AIM: Omit all pictures. Copy the rest of the material exactly.

INFORMATION SUPPLIED:
= = = =

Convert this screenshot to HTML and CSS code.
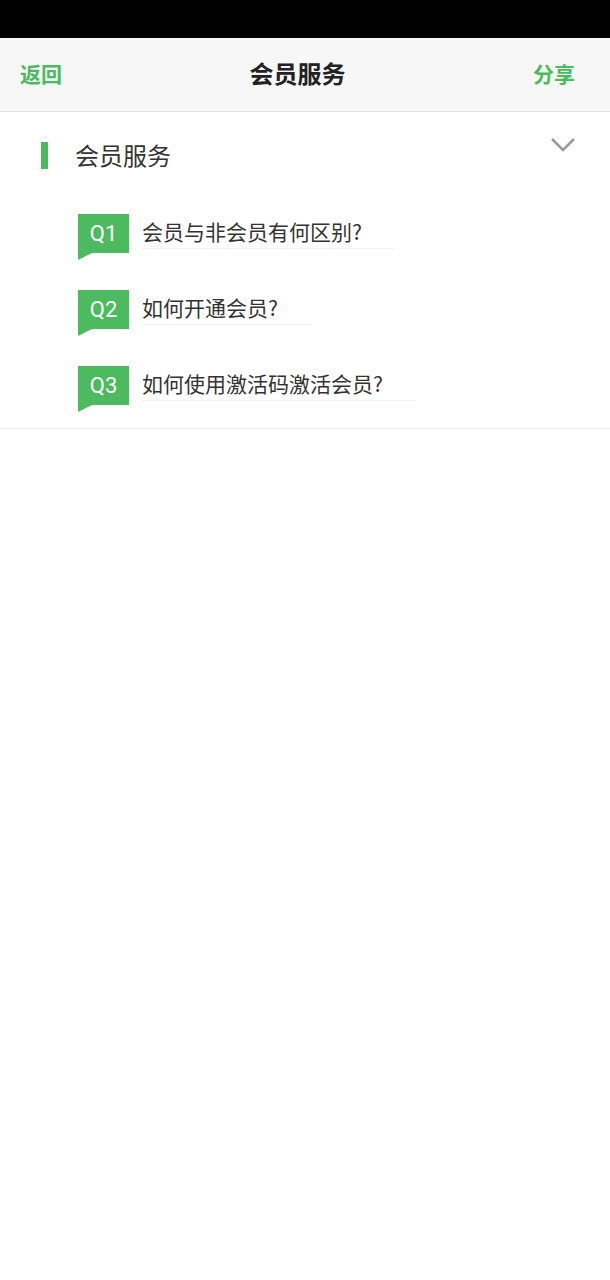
FILE: index.html
```html
<!DOCTYPE html>
<html lang="zh-CN">
<head>
    <meta charset="UTF-8">
    <meta name="viewport" content="width=device-width, initial-scale=1.0">
    <title>会员服务</title>
    <link rel="stylesheet" href="styles.css">
</head>
<body>
    <div class="status-bar"></div>

    <div class="nav-bar">
        <a class="nav-link">返回</a>
        <h1 class="nav-title">会员服务</h1>
        <a class="nav-link">分享</a>
    </div>

    <div class="section">
        <div class="section-head">
            <div class="section-title">
                <span class="mark"></span>
                <span>会员服务</span>
            </div>
            <svg class="chevron" width="26" height="16" viewBox="0 0 26 16">
                <polyline points="2,2 13,13 24,2" fill="none" stroke="#9a9a9a" stroke-width="2.6"/>
            </svg>
        </div>

        <ul class="faq">
            <li class="faq-item">
                <span class="badge">Q1</span>
                <span class="question">会员与非会员有何区别?</span>
            </li>
            <li class="faq-item">
                <span class="badge">Q2</span>
                <span class="question">如何开通会员?</span>
            </li>
            <li class="faq-item">
                <span class="badge">Q3</span>
                <span class="question">如何使用激活码激活会员?</span>
            </li>
        </ul>
    </div>
</body>
</html>
```

FILE: styles.css
```css
body {
    margin: 0;
    background: #fff;
    font-family: "Noto Sans CJK SC", "Noto Sans", sans-serif;
    color: #333;
}
.status-bar {
    height: 38px;
    background: #000;
}
.nav-bar {
    height: 73px;
    background: #f7f7f7;
    border-bottom: 1px solid #e2e2e2;
    display: flex;
    align-items: center;
    justify-content: space-between;
    padding: 0 35px 0 20px;
}
.nav-link {
    color: #4cbb5f;
    font-size: 21px;
    font-weight: bold;
    line-height: 30px;
    margin-bottom: 3px;
}
.nav-title {
    margin: 0 0 3px;
    font-size: 24px;
    line-height: 30px;
    font-weight: bold;
    color: #222;
}
.section {
    border-bottom: 1px solid #ececec;
    padding-bottom: 16px;
}
.section-head {
    display: flex;
    justify-content: space-between;
    align-items: flex-start;
    padding: 25px 34px 0 41px;
}
.section-title {
    display: flex;
    align-items: center;
    gap: 27px;
    margin-top: 5px;
    font-size: 24px;
    line-height: 27px;
    color: #333;
}
.section-title span:last-child {
    margin-top: -3px;
}
.mark {
    width: 7px;
    height: 27px;
    background: #4cbb5f;
}
.chevron {
    display: block;
}
.faq {
    list-style: none;
    margin: 0;
    padding: 45px 0 0 78px;
}
.faq-item {
    display: flex;
    align-items: flex-start;
    margin-bottom: 30px;
}
.faq-item:last-child {
    margin-bottom: 0;
}
.badge {
    position: relative;
    width: 51px;
    height: 39px;
    margin-bottom: 7px;
    background: #4cbb5f;
    color: #fff;
    font-family: Roboto, "Noto Sans", sans-serif;
    font-size: 22px;
    line-height: 39px;
    text-align: center;
    flex-shrink: 0;
}
.badge::after {
    content: "";
    position: absolute;
    left: 0;
    top: 39px;
    border-top: 7px solid #4cbb5f;
    border-right: 14px solid transparent;
}
.question {
    margin-left: 13px;
    padding-right: 33px;
    font-size: 21px;
    line-height: 34px;
    border-bottom: 1px solid #f0f0f0;
    color: #333;
}
```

= = = =

ANSWER FOR THIS EXERCISE:
Convert this screenshot to HTML and CSS code.
FILE: index.html
```html
<!DOCTYPE html>
<html lang="zh-CN">
<head>
    <meta charset="UTF-8">
    <meta name="viewport" content="width=device-width, initial-scale=1.0">
    <title>会员服务</title>
    <link rel="stylesheet" href="styles.css">
</head>
<body>
    <div class="status-bar"></div>

    <div class="nav-bar">
        <a class="nav-link">返回</a>
        <h1 class="nav-title">会员服务</h1>
        <a class="nav-link">分享</a>
    </div>

    <div class="section">
        <div class="section-head">
            <div class="section-title">
                <span class="mark"></span>
                <span>会员服务</span>
            </div>
            <svg class="chevron" width="26" height="16" viewBox="0 0 26 16">
                <polyline points="2,2 13,13 24,2" fill="none" stroke="#9a9a9a" stroke-width="2.6"/>
            </svg>
        </div>

        <ul class="faq">
            <li class="faq-item">
                <span class="badge">Q1</span>
                <span class="question">会员与非会员有何区别?</span>
            </li>
            <li class="faq-item">
                <span class="badge">Q2</span>
                <span class="question">如何开通会员?</span>
            </li>
            <li class="faq-item">
                <span class="badge">Q3</span>
                <span class="question">如何使用激活码激活会员?</span>
            </li>
        </ul>
    </div>
</body>
</html>
```

FILE: styles.css
```css
body {
    margin: 0;
    background: #fff;
    font-family: "Noto Sans CJK SC", "Noto Sans", sans-serif;
    color: #333;
}
.status-bar {
    height: 38px;
    background: #000;
}
.nav-bar {
    height: 73px;
    background: #f7f7f7;
    border-bottom: 1px solid #e2e2e2;
    display: flex;
    align-items: center;
    justify-content: space-between;
    padding: 0 35px 0 20px;
}
.nav-link {
    color: #4cbb5f;
    font-size: 21px;
    font-weight: bold;
    line-height: 30px;
    margin-bottom: 3px;
}
.nav-title {
    margin: 0 0 3px;
    font-size: 24px;
    line-height: 30px;
    font-weight: bold;
    color: #222;
}
.section {
    border-bottom: 1px solid #ececec;
    padding-bottom: 16px;
}
.section-head {
    display: flex;
    justify-content: space-between;
    align-items: flex-start;
    padding: 25px 34px 0 41px;
}
.section-title {
    display: flex;
    align-items: center;
    gap: 27px;
    margin-top: 5px;
    font-size: 24px;
    line-height: 27px;
    color: #333;
}
.section-title span:last-child {
    margin-top: -3px;
}
.mark {
    width: 7px;
    height: 27px;
    background: #4cbb5f;
}
.chevron {
    display: block;
}
.faq {
    list-style: none;
    margin: 0;
    padding: 45px 0 0 78px;
}
.faq-item {
    display: flex;
    align-items: flex-start;
    margin-bottom: 30px;
}
.faq-item:last-child {
    margin-bottom: 0;
}
.badge {
    position: relative;
    width: 51px;
    height: 39px;
    margin-bottom: 7px;
    background: #4cbb5f;
    color: #fff;
    font-family: Roboto, "Noto Sans", sans-serif;
    font-size: 22px;
    line-height: 39px;
    text-align: center;
    flex-shrink: 0;
}
.badge::after {
    content: "";
    position: absolute;
    left: 0;
    top: 39px;
    border-top: 7px solid #4cbb5f;
    border-right: 14px solid transparent;
}
.question {
    margin-left: 13px;
    padding-right: 33px;
    font-size: 21px;
    line-height: 34px;
    border-bottom: 1px solid #f0f0f0;
    color: #333;
}
```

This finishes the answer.